Phil Bredesen. He is another well-regarded governor, from a Southern state—Tennessee—that the Clintons would love to force the GOP to defend. Bredesen is not a scintillating figure (again, the Clintons can take care of that on their own), but he is a hands-on, experienced executive with a good track record on jobs, education, health care and fighting drug abuse. He grew up in rural New York state, as it happens, but managed to win re-election in the Volunteer State last year with nearly 70 percent of the vote.

James Webb. The Virginia senator may be a little too colorful for his own good, but he is sitting in a state that Democrats think they have a chance to crack in 2008—and the other Virginian who might be a good fit, former governor Mark Warner, is running for the U.S. Senate. Webb's military bona fides are unassailable, of course, as a Vietnam Vet and former Navy secretary—and Hillary may need that kind of help.

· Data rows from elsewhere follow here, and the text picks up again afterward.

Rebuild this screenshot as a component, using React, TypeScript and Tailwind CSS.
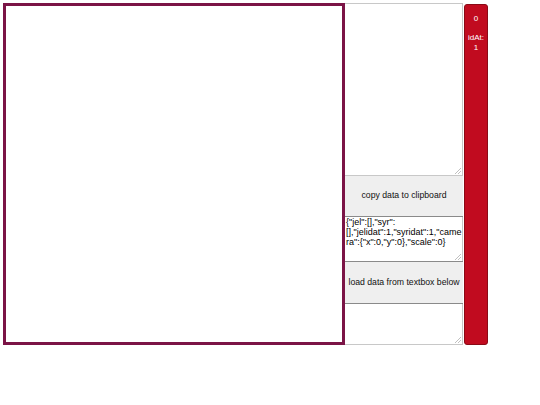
export default function App() {
  return (
    <div className="w-[540px] h-[405px] bg-white" style={{ fontFamily: '"Liberation Sans", Arial, sans-serif' }}>
      <div className="flex flex-row pt-[3px] pl-[3px]">
        <div className="w-[342px] h-[342px] border-[3px] border-[#7b1446] bg-white"></div>
        <div className="w-[118px] h-[342px] flex flex-col">
          <div className="relative h-[173px] border border-l-0 border-[#c8c8c8] bg-white">
            <ResizeHandle />
          </div>
          <div className="h-[41px] flex items-center justify-center bg-[#efefef] border-b border-[#8a8a8a] text-[8.7px] text-[#111]">
            copy data to clipboard
          </div>
          <div className="relative h-[44px] border-r border-[#c8c8c8] bg-white pl-[1px] pt-0 text-[9px] leading-[10px] text-black">
            <div>{'{"jel":[],"syr":'}</div>
            <div>{'[],"jelidat":1,"syridat":1,"came'}</div>
            <div>{'ra":{"x":0,"y":0},"scale":0}'}</div>
            <ResizeHandle />
          </div>
          <div className="h-[43px] flex items-center justify-center bg-[#efefef] border-t border-b border-[#8a8a8a] text-[8.7px] text-[#111]">
            load data from textbox below
          </div>
          <div className="relative flex-1 border-r border-b border-[#c8c8c8] bg-white">
            <ResizeHandle />
          </div>
        </div>
        <div className="ml-[1px] mt-[1px] w-[24px] h-[341px] rounded-[3px] border border-[#8a0a16] bg-[#c10b1f] flex flex-col items-center pt-[9px] text-white text-[8px] leading-[9.5px]">
          <div>0</div>
          <div>&nbsp;</div>
          <div>idAt:</div>
          <div>1</div>
        </div>
      </div>
    </div>
  );
}

function ResizeHandle() {
  return (
    <svg className="absolute right-[1px] bottom-[1px]" width="6" height="6" viewBox="0 0 6 6">
      <line x1="6" y1="0" x2="0" y2="6" stroke="#b0b0b0" strokeWidth="0.8" />
      <line x1="6" y1="3" x2="3" y2="6" stroke="#b0b0b0" strokeWidth="0.8" />
    </svg>
  );
}
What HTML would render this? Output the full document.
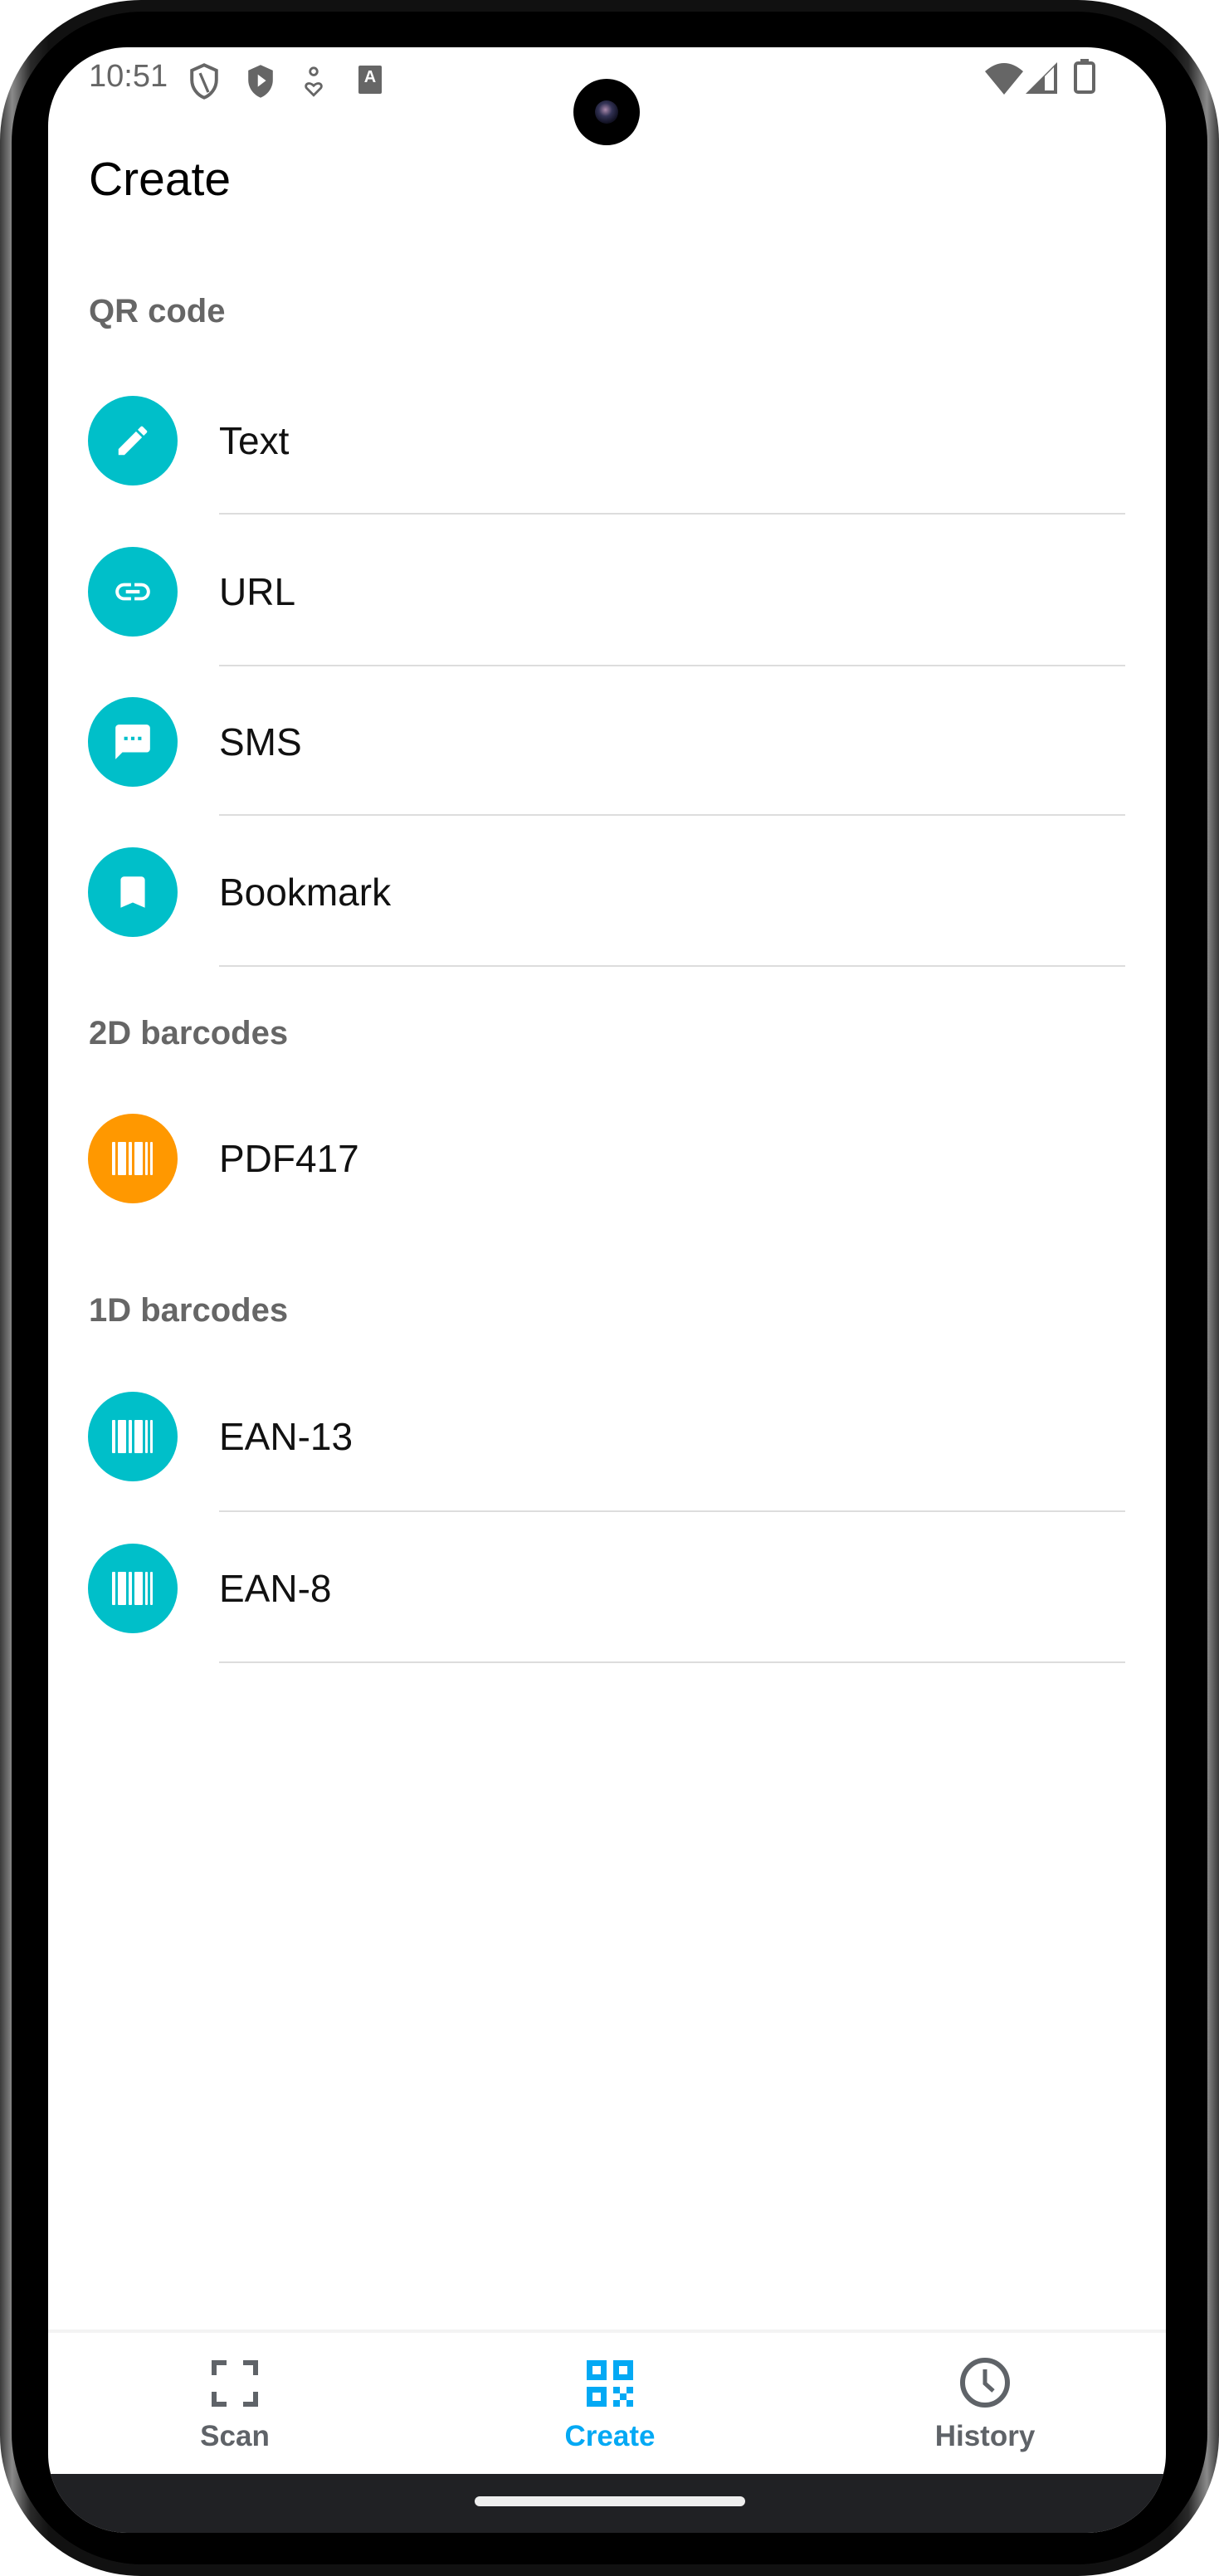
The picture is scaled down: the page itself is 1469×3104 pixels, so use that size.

Brian Schweitzer. The governor of Montana may seem like an obscure figure from an obscure corner of the country, but in Democratic circles he is very highly regarded. Montana is not in play—and it has only three electoral votes—but we are talking here of something else. The idea of picking someone from way outside the Beltway, geographically and spiritually, could be appealing to the ultimate insiders, the Clintons. Plus Schweitzer is no hayseed; his ideas on energy and resources are cutting-edge. He is a rancher type who is refreshingly free of cant—and "can't."

John Edwards. Been there, done that, and won't be interested. Neither will the Clintons, after things get as nasty as I expect they soon will in the nomination race. Edwards, who has fallen off the pace in fund-raising and has had to accept federal money, will have to start attacking Clinton aggressively if he wants to stay in the race.

Barack Obama. The man most likely to make me deeply regret having written this column.